SHORT TASK
Give the number of lines in the data that contain "this", and nothing more.

DATA BLOCK
+++

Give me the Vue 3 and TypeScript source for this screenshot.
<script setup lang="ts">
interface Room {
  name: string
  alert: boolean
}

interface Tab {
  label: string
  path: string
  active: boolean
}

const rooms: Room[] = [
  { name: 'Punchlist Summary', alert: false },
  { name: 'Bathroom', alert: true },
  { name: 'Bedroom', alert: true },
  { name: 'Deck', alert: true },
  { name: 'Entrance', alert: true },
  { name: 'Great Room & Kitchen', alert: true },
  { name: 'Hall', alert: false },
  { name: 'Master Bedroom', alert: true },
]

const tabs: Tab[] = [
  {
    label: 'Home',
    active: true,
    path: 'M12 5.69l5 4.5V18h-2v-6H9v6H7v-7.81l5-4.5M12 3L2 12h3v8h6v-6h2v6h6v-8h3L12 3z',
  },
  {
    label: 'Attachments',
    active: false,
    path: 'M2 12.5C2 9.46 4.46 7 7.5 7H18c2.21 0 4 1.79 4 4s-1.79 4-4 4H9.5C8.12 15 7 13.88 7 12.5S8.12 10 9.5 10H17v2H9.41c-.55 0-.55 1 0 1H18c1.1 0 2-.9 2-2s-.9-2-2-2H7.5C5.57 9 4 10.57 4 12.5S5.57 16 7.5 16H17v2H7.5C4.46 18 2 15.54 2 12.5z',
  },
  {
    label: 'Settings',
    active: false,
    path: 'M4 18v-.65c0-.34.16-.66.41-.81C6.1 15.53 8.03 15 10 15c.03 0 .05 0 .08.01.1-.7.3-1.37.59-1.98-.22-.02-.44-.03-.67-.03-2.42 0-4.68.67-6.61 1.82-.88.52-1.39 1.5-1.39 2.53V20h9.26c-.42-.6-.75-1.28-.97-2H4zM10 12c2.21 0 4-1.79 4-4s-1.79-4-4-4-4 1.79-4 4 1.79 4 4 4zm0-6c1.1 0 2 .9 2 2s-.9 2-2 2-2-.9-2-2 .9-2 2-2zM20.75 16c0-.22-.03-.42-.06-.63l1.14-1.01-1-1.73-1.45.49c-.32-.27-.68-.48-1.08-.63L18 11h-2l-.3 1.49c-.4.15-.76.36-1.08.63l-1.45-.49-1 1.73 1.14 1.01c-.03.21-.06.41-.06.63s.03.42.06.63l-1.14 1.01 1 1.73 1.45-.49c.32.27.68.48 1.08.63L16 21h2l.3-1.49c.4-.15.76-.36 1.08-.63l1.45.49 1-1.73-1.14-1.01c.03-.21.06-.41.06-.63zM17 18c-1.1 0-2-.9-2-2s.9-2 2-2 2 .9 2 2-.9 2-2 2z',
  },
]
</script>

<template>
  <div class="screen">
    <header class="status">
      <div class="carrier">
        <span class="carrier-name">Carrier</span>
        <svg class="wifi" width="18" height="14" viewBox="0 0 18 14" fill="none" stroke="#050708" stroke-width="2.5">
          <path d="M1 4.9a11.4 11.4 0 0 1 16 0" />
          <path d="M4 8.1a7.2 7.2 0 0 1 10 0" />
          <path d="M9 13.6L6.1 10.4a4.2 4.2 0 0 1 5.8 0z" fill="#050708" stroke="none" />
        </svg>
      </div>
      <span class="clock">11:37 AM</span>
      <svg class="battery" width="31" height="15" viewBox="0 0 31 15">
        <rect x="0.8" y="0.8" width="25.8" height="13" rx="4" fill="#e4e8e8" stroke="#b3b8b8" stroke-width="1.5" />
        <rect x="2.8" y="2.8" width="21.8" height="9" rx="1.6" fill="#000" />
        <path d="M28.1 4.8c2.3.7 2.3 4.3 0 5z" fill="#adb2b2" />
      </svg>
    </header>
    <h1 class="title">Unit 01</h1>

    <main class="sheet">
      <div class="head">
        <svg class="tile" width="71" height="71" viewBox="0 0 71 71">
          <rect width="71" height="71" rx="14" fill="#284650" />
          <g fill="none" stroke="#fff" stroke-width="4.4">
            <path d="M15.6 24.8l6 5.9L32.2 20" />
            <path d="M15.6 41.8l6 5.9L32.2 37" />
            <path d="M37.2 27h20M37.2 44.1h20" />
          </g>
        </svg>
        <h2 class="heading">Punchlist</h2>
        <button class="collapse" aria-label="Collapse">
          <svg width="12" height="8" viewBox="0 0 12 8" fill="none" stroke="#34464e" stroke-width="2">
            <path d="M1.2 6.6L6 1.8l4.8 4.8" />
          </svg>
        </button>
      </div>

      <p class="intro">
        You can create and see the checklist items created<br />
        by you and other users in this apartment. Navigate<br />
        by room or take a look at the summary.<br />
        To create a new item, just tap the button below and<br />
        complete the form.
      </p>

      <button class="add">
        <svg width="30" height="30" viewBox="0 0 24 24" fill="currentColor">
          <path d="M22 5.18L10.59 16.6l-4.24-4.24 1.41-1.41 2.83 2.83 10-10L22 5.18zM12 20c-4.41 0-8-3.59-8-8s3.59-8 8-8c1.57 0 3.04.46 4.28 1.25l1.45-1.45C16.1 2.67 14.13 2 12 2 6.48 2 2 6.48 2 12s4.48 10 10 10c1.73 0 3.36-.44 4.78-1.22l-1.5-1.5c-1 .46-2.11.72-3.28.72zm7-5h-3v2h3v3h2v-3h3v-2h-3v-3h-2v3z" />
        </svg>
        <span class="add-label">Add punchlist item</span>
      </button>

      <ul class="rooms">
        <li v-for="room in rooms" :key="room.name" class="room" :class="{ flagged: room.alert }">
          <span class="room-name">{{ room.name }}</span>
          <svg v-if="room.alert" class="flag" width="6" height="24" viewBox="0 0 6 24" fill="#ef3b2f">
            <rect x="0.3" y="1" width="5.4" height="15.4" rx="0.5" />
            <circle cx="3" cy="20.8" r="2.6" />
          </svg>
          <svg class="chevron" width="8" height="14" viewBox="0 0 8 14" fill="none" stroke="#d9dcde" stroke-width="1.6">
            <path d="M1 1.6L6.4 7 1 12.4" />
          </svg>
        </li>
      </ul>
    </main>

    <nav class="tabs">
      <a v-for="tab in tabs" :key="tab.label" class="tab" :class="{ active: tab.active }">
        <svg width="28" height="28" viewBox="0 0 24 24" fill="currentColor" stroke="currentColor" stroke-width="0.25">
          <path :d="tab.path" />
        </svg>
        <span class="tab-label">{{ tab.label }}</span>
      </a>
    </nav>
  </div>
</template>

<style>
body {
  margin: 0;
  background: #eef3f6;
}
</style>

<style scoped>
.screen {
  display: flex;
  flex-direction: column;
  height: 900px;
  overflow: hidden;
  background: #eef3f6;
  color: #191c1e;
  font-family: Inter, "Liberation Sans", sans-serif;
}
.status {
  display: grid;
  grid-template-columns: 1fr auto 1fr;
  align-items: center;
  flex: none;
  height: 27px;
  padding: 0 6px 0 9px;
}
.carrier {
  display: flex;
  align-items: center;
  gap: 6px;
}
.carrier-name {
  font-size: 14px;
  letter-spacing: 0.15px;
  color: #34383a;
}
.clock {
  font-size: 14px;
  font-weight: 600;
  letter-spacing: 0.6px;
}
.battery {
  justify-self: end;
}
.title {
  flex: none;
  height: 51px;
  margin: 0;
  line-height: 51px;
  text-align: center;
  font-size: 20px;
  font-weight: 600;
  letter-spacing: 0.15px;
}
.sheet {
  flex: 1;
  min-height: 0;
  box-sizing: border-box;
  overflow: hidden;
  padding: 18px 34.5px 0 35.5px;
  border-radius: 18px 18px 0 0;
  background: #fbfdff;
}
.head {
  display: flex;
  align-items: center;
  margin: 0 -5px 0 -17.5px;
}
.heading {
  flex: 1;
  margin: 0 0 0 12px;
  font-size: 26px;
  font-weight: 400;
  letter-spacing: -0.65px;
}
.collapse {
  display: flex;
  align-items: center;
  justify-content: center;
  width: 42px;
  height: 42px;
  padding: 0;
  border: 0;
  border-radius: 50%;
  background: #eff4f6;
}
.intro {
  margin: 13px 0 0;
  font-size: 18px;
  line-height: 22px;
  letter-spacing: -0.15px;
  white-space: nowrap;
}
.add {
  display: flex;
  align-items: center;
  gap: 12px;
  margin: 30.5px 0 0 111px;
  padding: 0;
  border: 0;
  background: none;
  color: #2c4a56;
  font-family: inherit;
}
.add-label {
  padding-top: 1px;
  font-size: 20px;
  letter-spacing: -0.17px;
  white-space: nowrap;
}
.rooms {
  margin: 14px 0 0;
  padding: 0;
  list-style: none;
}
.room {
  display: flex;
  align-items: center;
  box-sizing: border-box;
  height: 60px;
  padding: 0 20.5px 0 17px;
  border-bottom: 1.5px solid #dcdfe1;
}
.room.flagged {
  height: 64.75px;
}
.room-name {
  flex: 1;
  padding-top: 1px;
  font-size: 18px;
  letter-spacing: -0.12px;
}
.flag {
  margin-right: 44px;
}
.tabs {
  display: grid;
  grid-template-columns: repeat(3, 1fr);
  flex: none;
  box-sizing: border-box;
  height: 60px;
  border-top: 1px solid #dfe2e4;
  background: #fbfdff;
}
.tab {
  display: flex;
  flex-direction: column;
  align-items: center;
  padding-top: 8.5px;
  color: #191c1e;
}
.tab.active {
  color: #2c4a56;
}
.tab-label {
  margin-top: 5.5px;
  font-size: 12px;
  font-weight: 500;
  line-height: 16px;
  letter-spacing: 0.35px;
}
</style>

+++

WRITTEN REPLY
2